Nicola Ken Barozzi wrote:
>
> Leo Sutic wrote:
>
>>
>>> From: Stephen McConnell [mailto:[EMAIL PROTECTED]]
>>
> ...
>
>>> This is where the separation occurs between metainfo (the
>>> constraints) and metadata (the criteria). If we have a context
>>> constraint that says that the context must container an entry called
>>> "home" and that the value returned shall be a java.io.File and that
>>> it contains an entry called "name" and that the type is
>>> java.lang.String - I can declare this in an xinfo as follows:
>>>
>>> <component-info>
>>> <context>
>>> <entry key="home" type="java.io.File"/>
>>> <entry key="name" type="java.lang.String"/>
>>> </context>
>>> </component-info>
>>>
>>> The next issue concerns the responsibility of the container to
>>> fulfil that constraint. To do this a directive is needed in the
>>> component desciption. For example the following information could be
>>> included in a application profile:
>>>
>>> <component class="net.osm.test.MyComponent" name="test"> <context>
>>> <entry key="name" value="Fred"/> <entry key="home"

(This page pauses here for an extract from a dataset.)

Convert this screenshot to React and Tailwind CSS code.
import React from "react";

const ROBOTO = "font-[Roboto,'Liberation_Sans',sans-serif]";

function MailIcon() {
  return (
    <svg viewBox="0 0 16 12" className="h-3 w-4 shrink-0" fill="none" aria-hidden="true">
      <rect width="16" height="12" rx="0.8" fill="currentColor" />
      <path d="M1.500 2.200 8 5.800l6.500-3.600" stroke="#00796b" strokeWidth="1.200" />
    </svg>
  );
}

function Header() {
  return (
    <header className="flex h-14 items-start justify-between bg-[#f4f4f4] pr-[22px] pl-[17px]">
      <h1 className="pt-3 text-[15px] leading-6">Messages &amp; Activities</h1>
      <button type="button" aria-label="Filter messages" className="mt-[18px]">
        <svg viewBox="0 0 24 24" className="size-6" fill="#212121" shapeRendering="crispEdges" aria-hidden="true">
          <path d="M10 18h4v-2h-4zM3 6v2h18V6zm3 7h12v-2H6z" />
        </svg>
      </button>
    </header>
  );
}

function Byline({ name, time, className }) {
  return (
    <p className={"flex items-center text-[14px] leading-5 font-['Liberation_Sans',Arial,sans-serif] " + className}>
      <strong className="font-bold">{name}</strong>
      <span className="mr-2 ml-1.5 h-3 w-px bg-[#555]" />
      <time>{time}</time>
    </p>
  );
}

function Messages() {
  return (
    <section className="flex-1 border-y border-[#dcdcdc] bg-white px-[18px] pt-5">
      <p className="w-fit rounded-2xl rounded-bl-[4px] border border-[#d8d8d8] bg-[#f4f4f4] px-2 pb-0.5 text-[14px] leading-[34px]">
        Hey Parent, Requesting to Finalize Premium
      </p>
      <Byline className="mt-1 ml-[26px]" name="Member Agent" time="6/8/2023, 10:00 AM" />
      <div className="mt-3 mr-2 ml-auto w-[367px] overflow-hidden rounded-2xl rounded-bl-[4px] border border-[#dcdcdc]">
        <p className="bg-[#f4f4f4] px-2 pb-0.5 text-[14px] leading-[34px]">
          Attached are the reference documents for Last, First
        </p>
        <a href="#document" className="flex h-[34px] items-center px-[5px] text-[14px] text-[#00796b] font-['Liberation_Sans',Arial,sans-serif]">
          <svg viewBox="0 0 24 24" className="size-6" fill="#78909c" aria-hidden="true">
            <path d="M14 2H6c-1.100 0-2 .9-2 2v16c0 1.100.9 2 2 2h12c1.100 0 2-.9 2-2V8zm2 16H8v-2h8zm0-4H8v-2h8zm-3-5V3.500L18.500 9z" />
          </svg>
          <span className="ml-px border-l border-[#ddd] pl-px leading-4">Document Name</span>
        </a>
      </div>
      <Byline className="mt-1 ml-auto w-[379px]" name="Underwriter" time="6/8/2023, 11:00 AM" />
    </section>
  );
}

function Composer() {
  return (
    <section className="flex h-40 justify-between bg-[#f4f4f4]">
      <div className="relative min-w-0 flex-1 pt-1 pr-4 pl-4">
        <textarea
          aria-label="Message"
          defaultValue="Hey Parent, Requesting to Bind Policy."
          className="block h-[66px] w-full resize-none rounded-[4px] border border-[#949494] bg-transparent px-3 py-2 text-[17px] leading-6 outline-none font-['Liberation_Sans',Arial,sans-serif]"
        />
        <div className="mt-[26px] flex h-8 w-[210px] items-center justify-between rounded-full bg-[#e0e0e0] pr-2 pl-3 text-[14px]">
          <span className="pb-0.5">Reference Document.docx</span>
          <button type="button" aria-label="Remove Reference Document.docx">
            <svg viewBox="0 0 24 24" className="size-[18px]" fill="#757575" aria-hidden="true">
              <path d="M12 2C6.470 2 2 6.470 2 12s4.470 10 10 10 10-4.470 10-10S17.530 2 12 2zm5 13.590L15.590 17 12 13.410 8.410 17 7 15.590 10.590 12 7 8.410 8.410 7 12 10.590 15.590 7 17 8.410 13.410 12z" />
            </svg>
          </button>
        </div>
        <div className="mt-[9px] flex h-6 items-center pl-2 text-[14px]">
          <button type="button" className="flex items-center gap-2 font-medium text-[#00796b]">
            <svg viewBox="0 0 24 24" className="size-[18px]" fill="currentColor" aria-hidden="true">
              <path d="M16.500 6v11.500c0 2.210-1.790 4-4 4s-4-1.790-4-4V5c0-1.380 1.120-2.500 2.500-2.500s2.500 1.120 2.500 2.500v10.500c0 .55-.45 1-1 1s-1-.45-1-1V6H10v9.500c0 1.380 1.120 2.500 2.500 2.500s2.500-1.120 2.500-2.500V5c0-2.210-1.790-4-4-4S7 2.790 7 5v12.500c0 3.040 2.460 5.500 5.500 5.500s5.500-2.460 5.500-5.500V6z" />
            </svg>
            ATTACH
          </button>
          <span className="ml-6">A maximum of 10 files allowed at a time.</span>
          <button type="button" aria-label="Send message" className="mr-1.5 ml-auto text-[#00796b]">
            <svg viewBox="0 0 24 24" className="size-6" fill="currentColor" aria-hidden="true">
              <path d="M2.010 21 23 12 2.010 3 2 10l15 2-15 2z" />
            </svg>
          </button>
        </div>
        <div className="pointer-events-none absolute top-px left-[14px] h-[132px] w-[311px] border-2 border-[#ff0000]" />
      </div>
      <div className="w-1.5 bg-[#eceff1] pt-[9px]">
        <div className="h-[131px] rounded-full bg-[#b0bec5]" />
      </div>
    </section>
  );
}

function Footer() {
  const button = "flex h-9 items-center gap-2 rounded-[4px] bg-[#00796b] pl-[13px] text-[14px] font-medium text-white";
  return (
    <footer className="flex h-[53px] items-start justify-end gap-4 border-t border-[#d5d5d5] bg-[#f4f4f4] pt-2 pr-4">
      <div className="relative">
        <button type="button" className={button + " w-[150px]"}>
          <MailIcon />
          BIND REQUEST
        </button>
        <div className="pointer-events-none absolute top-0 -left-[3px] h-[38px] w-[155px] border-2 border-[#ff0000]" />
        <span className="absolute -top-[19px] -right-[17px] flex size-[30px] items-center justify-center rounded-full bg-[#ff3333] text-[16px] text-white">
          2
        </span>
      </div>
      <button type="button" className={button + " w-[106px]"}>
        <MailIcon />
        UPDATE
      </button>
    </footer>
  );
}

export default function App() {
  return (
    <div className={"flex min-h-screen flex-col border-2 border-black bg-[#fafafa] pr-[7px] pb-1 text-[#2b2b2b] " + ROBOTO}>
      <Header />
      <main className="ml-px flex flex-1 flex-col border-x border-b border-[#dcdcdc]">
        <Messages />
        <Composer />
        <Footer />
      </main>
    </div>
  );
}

>>> class="java.io.File" value="../myHome"/> </context> </component>
>>>
>>> In this simple example a single String argument is being supplied.

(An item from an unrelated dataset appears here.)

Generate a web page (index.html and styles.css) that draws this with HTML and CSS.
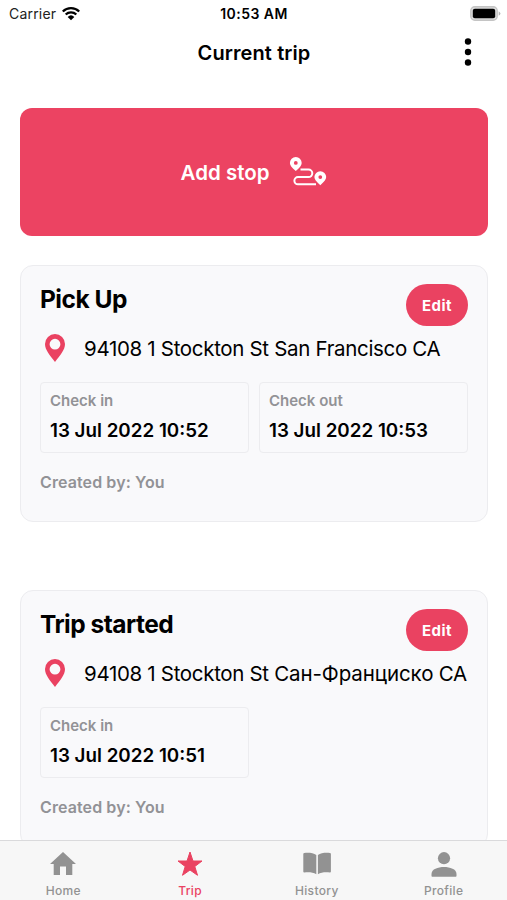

>>> The class must have a constructor that takes a single string value
>>> as a parameter. For example - the case of java.io.File - it has a
>>> constructor that can support the above. In the case of the name
>>> (where the default type is String), the String class also contains a
>>> constructor with a single String parameter. My experience with
>>> automated context value creation is that single string parameter
>>> constructors resolved using reflection solve 98% of the
>>> requirements. However, there are cases when you want to go further
>>> than this and provide multiple parameters to the class constructor.
>>
>>
>>
>> This would indicate that all values in the component
>> context are supplied by the assembler (the person creating the
>> component config).
>>
>> My question was regarding container-supplied context values.
>>
>> It would appear that context values entered as you describe
>> are limited to:
>>
>> + constants
>>
>> + entered by a human
>>
>> Is this correct?
>>
>> I would then propose that we define a fixed set of context keys
>> that the *container* must supply (and some that it may supply).
>>
>> For example, the context directory may be given by a servlet
>> container and should only be passed on to the components by the
>> containers.
>
>
> To be concrete, this is the Cocoon Context:
>
> public interface Context {
>
> Object getAttribute(String name);
> void setAttribute(String name, Object value);
> void removeAttribute(String name);
> Enumeration getAttributeNames();
> URL getResource(String path) throws MalformedURLException;
> String getRealPath(String path);
> String getMimeType(String file);
> String getInitParameter(String name);
> InputStream getResourceAsStream(String path);
> }
>
> As you see:
> 1. it doesn't extend avalon Context
> 2. it's gotten from the avalon context as an object via a key (ie one
> key to get the context, one to get the actual parameter)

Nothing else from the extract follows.